**TASK:** Work through the records below and tally every line containing "components". Reply with the total alone.

**GIVEN ENTRIES:**
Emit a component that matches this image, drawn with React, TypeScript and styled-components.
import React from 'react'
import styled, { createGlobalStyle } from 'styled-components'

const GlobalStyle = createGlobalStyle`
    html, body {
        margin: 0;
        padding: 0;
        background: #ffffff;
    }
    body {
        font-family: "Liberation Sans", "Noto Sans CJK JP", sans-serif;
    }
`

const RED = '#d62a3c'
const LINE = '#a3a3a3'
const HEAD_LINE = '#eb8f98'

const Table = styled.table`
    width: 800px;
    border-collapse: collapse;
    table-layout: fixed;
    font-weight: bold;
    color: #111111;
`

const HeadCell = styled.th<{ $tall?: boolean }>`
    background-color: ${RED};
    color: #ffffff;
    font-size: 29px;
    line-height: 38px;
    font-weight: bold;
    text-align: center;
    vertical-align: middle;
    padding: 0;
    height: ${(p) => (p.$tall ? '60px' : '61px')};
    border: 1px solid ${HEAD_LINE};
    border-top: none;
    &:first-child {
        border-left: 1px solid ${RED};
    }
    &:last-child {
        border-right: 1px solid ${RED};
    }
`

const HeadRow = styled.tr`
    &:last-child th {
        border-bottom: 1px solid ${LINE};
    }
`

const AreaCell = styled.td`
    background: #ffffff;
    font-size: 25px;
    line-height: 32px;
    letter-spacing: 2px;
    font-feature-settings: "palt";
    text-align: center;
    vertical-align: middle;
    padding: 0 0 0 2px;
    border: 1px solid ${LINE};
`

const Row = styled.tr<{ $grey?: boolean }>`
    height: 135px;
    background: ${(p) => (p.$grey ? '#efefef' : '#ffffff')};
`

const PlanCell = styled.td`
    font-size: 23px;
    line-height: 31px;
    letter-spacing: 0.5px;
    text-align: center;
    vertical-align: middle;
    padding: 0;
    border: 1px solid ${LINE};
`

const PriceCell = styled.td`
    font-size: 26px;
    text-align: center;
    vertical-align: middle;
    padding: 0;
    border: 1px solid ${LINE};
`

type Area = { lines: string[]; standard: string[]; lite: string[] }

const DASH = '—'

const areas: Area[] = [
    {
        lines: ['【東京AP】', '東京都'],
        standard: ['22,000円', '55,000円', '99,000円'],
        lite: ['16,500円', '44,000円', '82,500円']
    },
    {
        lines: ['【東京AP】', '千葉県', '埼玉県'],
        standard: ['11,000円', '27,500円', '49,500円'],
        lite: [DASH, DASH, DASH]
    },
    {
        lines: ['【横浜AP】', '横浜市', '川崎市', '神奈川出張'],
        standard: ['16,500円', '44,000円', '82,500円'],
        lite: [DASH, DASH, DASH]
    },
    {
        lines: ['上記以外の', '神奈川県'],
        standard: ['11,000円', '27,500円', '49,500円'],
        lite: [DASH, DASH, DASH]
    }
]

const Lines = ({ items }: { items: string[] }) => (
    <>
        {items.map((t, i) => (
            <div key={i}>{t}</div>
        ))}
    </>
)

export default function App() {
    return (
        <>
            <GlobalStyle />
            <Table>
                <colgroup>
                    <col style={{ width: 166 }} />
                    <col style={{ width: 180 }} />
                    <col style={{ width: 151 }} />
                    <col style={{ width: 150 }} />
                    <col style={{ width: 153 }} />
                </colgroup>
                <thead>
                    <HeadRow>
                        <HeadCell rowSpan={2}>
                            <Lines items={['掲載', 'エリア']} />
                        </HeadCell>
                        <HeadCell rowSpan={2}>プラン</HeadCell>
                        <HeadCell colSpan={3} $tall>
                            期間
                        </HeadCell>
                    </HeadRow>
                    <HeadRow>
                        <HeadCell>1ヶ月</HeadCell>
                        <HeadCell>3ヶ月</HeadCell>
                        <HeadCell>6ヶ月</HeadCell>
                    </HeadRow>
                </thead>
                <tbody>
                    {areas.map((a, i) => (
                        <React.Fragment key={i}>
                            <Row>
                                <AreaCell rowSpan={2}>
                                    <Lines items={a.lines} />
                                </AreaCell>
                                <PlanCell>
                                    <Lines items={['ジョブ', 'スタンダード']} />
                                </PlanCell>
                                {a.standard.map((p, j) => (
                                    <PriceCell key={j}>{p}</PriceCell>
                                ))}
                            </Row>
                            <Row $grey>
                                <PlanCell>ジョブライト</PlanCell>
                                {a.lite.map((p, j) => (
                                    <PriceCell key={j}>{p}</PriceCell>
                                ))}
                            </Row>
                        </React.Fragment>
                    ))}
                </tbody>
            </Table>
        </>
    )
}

...

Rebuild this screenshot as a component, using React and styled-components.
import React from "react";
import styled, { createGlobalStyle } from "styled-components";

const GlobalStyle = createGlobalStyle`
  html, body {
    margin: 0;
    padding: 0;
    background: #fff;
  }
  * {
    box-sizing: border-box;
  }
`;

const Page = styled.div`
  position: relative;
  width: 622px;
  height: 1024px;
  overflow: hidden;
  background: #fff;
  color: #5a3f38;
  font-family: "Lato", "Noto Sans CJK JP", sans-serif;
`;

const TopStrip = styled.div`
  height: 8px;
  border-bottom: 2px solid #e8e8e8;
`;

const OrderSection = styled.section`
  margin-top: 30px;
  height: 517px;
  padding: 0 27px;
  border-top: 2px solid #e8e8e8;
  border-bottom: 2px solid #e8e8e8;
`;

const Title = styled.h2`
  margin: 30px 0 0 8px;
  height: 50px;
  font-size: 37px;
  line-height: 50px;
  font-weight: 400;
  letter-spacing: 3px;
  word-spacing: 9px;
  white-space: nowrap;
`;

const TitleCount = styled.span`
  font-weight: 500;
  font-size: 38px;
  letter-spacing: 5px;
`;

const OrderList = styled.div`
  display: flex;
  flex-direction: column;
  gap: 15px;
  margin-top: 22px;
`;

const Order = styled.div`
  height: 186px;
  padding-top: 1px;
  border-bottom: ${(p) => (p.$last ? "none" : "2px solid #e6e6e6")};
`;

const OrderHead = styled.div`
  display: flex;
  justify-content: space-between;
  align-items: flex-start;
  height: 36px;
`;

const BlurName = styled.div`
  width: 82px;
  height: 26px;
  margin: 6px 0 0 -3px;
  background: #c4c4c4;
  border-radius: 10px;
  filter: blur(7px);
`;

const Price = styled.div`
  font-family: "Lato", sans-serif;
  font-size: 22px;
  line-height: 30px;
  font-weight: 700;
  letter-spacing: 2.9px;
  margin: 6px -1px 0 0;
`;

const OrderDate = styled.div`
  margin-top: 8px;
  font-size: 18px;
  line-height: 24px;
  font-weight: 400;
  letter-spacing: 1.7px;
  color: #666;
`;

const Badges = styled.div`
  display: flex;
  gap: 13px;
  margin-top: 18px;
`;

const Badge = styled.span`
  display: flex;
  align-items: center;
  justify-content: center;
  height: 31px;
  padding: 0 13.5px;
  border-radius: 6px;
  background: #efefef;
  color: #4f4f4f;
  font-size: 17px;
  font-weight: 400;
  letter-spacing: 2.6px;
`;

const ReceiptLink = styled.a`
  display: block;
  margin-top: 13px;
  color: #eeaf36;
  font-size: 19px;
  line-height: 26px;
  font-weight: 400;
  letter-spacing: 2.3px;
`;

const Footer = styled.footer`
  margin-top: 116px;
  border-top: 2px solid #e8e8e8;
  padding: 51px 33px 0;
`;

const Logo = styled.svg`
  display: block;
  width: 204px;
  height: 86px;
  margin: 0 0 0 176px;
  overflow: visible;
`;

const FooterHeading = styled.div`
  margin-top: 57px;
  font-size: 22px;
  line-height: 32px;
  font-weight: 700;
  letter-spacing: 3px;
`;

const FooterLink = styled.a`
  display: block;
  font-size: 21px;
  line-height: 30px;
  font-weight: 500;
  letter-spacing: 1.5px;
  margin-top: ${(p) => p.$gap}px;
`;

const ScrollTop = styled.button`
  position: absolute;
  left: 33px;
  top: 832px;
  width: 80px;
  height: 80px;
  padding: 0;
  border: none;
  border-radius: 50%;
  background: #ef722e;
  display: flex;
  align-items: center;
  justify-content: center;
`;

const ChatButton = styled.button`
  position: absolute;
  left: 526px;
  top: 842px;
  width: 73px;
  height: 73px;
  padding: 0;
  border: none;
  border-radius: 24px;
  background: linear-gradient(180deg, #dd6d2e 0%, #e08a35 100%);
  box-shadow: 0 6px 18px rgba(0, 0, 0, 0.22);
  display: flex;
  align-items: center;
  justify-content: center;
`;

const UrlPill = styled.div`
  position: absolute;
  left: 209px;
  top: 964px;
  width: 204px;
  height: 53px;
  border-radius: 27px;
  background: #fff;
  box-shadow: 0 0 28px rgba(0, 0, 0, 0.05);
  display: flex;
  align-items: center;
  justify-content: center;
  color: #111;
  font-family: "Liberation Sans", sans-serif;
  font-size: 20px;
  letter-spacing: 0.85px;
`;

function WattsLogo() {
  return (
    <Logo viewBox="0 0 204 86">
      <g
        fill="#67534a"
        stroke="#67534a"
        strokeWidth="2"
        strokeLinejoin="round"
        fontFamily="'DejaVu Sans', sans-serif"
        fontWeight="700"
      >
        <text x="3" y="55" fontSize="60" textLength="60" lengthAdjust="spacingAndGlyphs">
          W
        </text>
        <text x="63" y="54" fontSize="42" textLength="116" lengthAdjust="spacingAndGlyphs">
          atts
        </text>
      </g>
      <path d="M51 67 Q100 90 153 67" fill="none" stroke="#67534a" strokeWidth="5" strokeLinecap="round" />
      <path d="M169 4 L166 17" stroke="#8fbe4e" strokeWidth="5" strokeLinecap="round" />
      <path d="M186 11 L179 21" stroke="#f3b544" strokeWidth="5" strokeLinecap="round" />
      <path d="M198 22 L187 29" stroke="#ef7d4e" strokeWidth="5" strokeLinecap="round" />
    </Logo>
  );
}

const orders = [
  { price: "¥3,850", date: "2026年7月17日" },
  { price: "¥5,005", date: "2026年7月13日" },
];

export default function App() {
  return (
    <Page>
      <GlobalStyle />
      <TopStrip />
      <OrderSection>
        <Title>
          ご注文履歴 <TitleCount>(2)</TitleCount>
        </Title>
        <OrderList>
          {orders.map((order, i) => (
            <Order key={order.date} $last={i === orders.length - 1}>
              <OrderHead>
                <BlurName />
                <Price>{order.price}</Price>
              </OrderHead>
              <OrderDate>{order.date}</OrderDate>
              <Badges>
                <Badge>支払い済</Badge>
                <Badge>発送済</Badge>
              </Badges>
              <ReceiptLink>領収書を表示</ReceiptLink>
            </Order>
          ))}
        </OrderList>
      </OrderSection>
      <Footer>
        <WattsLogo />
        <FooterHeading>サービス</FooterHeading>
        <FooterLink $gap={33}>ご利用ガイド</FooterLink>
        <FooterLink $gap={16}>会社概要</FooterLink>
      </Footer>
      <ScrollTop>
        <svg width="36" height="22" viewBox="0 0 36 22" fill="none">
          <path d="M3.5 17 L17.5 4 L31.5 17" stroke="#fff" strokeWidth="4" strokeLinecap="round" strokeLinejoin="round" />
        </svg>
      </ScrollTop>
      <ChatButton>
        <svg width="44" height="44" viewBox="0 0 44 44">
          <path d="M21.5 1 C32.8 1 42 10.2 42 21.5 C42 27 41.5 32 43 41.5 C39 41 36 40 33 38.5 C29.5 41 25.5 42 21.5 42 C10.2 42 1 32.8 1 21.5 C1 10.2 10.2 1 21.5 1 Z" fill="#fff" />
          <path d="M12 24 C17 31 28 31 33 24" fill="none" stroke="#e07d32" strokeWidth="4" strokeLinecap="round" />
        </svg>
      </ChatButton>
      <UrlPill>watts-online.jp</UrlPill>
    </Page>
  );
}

==

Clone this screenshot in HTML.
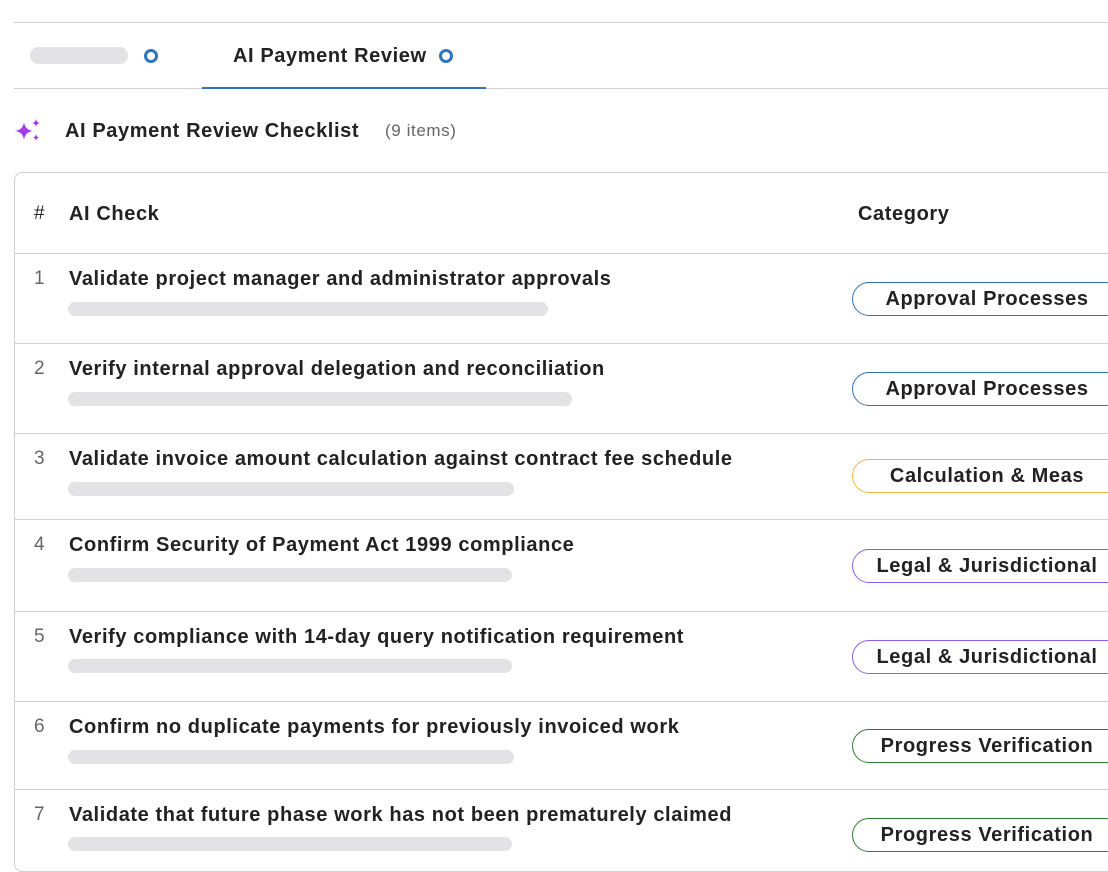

**REPLY TO THE EXERCISE:** 4